• _Task goal_:
All lines in which the word "Write" occurs are to be extracted.
***** Dataset rows *****
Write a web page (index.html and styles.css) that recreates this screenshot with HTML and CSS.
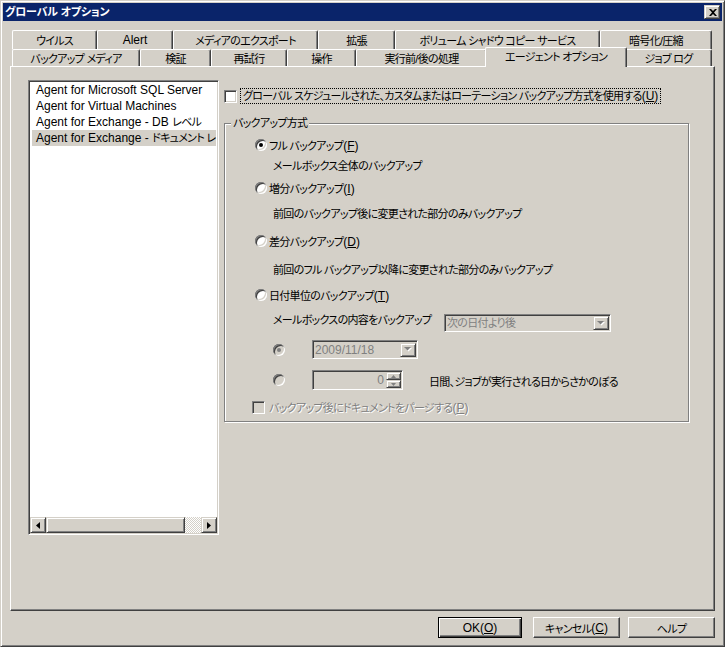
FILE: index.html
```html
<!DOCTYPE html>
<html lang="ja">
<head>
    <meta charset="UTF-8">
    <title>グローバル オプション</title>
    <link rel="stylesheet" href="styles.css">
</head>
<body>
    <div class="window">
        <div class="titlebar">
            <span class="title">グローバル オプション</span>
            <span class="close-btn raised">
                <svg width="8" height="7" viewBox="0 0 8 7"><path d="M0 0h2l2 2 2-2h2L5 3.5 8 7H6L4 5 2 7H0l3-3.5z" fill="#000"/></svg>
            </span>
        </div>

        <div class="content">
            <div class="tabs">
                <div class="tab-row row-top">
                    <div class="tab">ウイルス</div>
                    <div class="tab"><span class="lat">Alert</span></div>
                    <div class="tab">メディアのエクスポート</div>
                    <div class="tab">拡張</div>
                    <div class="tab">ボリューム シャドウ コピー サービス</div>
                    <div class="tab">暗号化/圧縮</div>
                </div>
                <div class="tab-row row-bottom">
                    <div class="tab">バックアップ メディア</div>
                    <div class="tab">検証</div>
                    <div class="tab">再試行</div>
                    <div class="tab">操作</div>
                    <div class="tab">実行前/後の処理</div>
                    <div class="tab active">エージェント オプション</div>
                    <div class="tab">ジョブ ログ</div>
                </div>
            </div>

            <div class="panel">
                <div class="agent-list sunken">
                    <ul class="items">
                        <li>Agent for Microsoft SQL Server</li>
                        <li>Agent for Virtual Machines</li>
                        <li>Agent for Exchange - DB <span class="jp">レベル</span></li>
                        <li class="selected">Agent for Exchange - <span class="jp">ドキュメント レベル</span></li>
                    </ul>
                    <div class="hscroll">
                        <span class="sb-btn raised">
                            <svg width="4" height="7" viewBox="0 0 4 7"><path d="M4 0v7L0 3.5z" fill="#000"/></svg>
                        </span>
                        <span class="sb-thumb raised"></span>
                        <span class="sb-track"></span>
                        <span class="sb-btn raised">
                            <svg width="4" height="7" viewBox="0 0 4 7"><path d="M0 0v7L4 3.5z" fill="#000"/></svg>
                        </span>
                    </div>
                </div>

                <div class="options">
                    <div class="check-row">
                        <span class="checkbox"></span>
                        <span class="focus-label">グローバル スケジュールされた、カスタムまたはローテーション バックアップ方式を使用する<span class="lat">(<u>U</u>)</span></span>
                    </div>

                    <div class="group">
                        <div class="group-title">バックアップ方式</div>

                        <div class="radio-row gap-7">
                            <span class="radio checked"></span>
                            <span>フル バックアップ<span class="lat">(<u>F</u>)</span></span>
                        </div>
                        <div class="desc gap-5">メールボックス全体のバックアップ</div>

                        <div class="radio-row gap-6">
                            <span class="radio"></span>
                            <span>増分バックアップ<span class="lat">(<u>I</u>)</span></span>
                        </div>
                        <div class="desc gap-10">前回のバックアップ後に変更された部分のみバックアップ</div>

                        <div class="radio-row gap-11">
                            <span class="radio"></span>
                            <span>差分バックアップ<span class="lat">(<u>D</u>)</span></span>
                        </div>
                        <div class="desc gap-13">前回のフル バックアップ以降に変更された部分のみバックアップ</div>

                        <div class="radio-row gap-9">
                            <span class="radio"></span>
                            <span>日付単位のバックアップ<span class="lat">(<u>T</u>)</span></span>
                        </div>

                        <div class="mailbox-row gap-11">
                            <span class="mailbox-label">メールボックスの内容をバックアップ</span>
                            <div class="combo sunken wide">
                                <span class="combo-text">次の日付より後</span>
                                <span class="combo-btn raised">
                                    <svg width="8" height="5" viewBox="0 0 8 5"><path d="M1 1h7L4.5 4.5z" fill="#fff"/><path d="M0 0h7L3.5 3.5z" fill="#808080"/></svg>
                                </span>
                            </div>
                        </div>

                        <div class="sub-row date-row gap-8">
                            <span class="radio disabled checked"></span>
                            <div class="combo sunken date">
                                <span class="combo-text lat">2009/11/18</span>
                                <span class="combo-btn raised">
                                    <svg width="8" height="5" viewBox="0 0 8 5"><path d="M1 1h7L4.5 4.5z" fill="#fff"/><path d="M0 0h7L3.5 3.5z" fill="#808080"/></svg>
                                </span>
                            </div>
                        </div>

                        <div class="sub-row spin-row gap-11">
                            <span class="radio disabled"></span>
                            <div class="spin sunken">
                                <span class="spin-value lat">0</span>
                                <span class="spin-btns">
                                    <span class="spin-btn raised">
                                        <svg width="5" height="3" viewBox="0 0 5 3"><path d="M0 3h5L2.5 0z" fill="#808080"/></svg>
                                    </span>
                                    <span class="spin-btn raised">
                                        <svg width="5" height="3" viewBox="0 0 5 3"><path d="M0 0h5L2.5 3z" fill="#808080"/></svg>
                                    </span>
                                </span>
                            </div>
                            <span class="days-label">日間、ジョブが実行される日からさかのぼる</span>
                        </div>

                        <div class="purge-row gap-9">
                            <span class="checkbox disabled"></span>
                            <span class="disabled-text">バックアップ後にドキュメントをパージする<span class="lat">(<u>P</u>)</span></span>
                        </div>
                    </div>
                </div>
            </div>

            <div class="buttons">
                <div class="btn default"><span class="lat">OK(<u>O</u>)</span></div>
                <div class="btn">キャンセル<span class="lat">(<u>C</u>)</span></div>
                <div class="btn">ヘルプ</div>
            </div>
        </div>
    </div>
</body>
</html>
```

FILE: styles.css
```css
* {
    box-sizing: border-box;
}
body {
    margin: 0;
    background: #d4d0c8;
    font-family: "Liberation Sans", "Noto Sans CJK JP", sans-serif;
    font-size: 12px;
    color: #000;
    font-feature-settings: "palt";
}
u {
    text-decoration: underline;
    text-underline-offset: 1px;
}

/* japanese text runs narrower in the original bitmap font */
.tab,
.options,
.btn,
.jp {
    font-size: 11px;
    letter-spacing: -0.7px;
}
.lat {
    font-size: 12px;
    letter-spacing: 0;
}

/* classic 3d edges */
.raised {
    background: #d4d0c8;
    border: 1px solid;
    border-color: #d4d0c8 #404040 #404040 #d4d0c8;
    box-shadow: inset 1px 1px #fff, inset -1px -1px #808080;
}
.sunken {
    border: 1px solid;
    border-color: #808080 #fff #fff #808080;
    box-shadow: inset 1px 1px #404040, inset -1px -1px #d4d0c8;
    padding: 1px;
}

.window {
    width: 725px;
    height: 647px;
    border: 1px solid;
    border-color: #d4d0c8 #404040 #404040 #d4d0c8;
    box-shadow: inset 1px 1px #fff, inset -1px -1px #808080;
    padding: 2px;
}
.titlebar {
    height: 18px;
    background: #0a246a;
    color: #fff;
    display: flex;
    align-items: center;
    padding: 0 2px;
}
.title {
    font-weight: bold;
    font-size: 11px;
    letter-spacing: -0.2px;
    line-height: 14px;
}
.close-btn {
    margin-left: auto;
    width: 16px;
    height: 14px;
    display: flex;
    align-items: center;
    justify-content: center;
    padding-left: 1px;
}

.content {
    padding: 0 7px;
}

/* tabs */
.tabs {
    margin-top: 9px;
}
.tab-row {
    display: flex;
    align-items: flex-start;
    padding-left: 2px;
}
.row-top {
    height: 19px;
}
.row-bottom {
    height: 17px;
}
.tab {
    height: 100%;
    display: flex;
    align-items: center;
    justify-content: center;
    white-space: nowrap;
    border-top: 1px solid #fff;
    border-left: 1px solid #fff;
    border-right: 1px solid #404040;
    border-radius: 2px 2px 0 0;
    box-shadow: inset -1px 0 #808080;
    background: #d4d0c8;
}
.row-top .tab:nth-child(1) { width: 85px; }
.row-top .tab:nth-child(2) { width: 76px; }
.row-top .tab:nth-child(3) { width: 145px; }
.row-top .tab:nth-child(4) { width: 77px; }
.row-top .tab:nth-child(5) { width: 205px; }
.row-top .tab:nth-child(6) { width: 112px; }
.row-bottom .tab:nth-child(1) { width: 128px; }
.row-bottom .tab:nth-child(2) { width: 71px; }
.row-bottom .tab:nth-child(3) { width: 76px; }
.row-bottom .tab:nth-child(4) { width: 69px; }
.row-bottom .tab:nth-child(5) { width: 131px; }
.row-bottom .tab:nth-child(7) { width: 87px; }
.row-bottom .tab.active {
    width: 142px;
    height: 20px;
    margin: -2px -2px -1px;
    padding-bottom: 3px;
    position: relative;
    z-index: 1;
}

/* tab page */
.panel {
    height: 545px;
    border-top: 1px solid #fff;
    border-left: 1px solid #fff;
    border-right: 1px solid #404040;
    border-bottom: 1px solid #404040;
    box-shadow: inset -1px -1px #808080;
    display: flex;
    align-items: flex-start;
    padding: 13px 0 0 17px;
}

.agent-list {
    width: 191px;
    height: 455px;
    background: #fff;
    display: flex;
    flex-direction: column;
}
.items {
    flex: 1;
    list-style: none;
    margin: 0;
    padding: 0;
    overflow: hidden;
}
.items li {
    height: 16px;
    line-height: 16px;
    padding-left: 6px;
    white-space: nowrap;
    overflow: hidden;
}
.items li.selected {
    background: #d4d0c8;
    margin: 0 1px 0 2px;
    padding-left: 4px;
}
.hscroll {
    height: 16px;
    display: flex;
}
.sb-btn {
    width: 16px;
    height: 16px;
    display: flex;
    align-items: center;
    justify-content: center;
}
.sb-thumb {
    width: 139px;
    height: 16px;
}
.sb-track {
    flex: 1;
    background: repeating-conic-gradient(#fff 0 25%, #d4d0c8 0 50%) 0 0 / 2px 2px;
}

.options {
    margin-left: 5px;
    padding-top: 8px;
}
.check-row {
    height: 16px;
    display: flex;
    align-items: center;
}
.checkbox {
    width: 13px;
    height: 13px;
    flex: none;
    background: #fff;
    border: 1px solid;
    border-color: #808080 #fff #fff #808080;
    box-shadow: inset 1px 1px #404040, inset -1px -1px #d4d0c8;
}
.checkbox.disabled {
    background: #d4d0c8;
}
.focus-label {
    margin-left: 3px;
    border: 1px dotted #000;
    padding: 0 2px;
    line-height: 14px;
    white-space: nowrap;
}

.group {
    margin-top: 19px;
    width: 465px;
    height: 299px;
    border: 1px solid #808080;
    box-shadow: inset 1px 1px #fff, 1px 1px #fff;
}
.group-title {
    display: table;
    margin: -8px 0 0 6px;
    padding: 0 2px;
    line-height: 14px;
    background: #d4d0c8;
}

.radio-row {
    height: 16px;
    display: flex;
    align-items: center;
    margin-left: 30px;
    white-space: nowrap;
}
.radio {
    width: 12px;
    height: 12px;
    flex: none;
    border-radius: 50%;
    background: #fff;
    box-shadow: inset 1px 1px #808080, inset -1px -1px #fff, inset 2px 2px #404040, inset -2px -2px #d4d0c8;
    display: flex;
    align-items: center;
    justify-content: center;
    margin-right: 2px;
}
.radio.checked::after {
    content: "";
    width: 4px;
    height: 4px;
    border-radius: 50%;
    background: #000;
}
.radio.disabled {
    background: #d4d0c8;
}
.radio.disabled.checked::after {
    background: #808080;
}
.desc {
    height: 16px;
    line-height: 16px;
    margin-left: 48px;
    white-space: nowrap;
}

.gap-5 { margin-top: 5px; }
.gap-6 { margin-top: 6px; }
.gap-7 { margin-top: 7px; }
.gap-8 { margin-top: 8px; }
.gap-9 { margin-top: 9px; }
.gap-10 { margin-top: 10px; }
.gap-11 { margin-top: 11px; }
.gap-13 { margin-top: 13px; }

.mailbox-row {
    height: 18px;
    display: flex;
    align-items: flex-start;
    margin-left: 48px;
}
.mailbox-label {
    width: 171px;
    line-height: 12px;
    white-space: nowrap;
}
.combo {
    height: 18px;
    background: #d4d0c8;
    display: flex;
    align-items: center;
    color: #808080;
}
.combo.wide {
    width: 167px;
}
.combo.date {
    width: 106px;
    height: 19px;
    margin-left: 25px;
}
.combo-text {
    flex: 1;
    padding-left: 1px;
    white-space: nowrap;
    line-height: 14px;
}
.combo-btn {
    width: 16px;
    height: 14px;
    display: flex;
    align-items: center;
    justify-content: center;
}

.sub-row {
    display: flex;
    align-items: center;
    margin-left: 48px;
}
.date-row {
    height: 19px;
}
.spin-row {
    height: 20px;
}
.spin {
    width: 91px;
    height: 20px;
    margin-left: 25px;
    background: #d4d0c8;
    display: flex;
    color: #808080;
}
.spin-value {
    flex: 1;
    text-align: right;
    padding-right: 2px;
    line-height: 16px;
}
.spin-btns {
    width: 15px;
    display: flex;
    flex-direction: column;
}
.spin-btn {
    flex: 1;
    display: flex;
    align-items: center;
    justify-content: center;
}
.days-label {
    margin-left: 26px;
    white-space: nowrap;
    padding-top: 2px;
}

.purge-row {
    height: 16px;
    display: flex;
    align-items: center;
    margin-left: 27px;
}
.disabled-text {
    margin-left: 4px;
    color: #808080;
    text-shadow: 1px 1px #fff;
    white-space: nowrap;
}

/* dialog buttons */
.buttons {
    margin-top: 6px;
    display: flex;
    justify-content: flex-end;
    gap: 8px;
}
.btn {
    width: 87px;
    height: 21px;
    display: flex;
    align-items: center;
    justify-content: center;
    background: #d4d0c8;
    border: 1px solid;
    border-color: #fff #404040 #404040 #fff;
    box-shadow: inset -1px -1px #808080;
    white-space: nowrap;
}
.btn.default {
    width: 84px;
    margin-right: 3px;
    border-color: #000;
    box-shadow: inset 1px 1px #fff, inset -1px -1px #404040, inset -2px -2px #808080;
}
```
*****
***** Dataset rows *****
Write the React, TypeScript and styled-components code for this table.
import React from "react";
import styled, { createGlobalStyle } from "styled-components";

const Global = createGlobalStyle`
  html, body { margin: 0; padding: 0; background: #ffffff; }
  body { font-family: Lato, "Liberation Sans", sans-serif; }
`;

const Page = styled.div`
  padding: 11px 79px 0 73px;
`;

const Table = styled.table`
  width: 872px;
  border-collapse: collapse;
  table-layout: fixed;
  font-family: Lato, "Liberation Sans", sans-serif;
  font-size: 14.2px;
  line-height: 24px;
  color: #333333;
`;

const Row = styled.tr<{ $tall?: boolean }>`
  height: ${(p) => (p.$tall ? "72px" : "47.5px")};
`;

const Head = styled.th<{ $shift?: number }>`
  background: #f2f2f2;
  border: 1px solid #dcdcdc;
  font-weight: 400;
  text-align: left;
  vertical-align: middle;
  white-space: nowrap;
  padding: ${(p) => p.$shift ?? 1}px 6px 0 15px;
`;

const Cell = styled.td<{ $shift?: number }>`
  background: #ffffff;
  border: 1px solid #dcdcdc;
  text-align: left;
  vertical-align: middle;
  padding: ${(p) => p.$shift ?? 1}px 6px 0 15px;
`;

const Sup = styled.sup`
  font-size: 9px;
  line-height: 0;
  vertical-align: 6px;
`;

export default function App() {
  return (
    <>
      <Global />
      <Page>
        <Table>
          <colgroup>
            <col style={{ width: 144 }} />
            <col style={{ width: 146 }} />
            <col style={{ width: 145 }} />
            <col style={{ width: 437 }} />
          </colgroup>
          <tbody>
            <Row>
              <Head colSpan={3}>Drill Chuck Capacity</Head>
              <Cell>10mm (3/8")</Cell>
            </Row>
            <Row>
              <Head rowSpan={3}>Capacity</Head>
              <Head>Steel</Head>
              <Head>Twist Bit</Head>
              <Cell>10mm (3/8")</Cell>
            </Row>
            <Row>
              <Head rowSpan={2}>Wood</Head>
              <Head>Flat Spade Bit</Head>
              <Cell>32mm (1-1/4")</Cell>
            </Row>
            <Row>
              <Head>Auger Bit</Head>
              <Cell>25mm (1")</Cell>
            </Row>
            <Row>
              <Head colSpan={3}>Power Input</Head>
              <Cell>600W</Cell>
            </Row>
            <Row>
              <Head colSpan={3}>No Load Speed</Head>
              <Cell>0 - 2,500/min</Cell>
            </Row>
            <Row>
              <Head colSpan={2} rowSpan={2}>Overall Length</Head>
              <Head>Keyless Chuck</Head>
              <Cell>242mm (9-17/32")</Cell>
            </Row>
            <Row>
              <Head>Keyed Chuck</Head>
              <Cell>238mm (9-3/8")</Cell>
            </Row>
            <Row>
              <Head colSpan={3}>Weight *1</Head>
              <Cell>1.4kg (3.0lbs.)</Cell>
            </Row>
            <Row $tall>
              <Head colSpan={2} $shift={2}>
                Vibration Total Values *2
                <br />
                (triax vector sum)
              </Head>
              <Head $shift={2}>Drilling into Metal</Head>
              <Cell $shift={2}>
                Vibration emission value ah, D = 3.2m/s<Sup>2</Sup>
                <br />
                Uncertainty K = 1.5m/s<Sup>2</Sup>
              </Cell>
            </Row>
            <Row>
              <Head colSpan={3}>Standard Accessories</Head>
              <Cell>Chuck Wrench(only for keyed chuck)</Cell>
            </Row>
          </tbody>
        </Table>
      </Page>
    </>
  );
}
*****
***** Dataset rows *****
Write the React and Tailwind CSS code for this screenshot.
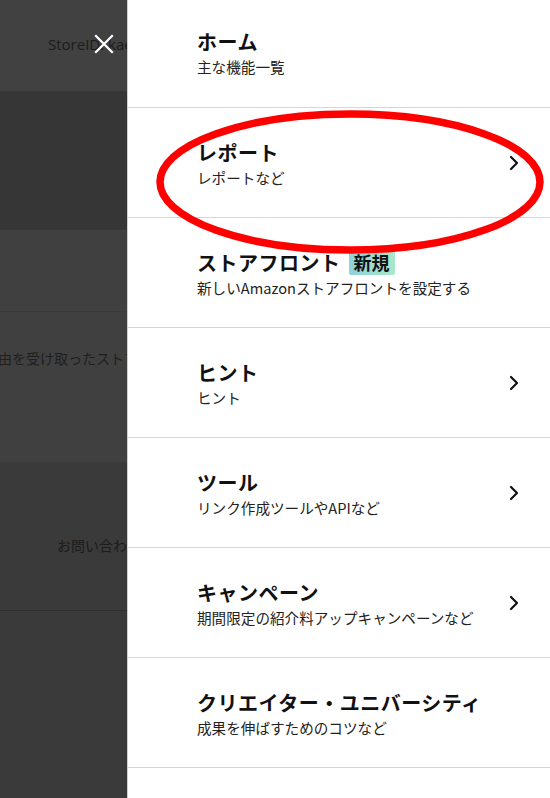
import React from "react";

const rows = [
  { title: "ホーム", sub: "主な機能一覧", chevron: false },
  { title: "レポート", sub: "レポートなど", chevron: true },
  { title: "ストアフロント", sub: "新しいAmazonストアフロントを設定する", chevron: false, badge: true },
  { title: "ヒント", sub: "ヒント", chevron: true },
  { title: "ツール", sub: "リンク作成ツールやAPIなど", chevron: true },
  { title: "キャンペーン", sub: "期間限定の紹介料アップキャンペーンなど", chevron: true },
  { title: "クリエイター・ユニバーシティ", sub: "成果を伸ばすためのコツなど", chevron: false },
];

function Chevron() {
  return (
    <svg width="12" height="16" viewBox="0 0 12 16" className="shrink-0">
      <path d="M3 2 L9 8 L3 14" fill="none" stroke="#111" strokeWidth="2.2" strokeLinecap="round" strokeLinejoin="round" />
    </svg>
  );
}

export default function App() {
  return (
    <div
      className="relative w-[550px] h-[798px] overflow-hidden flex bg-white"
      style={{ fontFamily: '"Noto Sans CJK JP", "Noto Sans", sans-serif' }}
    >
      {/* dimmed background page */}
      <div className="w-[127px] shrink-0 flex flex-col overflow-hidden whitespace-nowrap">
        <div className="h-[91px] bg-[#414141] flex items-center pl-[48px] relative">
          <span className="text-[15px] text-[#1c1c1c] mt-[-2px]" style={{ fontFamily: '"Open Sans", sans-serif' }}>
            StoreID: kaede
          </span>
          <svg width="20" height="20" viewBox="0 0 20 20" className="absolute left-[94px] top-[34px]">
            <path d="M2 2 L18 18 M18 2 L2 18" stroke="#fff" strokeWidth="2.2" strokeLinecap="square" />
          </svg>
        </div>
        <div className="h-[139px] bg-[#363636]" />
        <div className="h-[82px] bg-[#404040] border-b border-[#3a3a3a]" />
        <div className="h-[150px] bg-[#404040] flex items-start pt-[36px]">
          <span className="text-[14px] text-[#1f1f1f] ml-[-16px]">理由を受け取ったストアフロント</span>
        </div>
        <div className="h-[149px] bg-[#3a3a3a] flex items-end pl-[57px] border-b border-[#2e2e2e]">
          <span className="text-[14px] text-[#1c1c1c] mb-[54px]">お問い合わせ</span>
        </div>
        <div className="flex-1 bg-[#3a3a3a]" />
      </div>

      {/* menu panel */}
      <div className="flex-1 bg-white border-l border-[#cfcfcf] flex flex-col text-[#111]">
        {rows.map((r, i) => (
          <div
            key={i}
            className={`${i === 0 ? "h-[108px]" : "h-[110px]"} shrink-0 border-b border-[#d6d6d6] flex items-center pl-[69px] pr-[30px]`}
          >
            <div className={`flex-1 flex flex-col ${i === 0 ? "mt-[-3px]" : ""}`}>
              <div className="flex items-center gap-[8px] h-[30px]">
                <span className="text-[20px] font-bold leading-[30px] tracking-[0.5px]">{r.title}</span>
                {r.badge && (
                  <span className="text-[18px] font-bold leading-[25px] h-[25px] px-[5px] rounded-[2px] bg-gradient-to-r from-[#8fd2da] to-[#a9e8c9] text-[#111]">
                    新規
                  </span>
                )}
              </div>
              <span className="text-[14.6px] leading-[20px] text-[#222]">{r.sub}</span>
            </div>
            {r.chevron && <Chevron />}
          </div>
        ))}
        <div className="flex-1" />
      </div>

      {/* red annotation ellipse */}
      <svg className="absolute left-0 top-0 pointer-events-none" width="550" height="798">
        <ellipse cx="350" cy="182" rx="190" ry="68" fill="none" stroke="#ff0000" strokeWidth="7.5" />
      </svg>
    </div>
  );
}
*****
• _Result for this task_:
Write a web page (index.html and styles.css) that recreates this screenshot with HTML and CSS.
Write the React, TypeScript and styled-components code for this table.
Write the React and Tailwind CSS code for this screenshot.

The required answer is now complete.